Here’s what we recommend
Hard drives, even most small-scale RAID arrays with them we’ve examined, aren’t that demanding. Passive, long Thunderbolt 3 cables, such as that from Plugable at 20Gbps , work fine and you won’t see a speed hit. They also work with USB 3.1 Type-C printers, and other accessories. Obviously, if you have a RAID of SSDs or an external NVMe drive, you’ll want 40Gbps, though.
After much trial-and-error, and some of our favorite cables not coming back after running out of stock, we presently like the Cable Matters 40Gbps 6.6 foot cable. It has reliable connections, can provide 100W of power. It isn’t cheap at $57.99 at the time of this revision , but we highly recommend it for the most demanding applications. And, as a reminder, this cable is not compatible with USB 3.1 type C applications.
And, if you just need USB 3.1 Type C, just get that. Don’t pay the premium for Thunderbolt 3. Be mindful of reviews in addition to maximum power limitations if you’re going to charge a 15-inch MacBook Pro.
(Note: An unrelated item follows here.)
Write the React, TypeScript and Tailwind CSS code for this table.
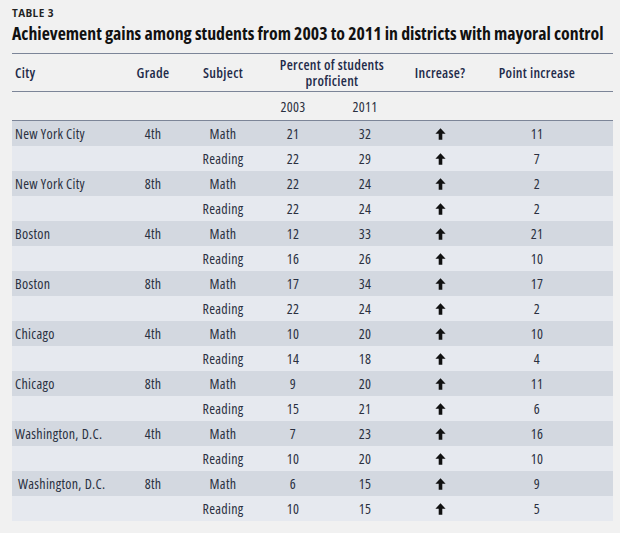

We like the Anker Powerline II USB-C to USB-C 3.1 gen 2 cable for most of our connectivity and power needs given that it is rated for 100W and full 10Gbit/sec speed — but it is only three feet long.
As a quick cheat-sheet: Active Thunderbolt 3 cables are high-speed but expensive, and mostly lack USB 3.1 Type-C compatibility — but very new ones might retain it. Passive Thunderbolt 3 cables are generally short for best performance, and nearly always maintain USB 3.1 Type-C compatibility. Neither passive nor active imply anything about maximum charging power, nor are they necessarily labeled on the cable indicating what they are capable of delivering.
But, even now, two years later after Apple adopted USB-C and a year after we first started talking about this particular conundrum, regardless of what you buy, come up with your own solution for labeling what’s what, and what it can do. It’ll save you time in the long run.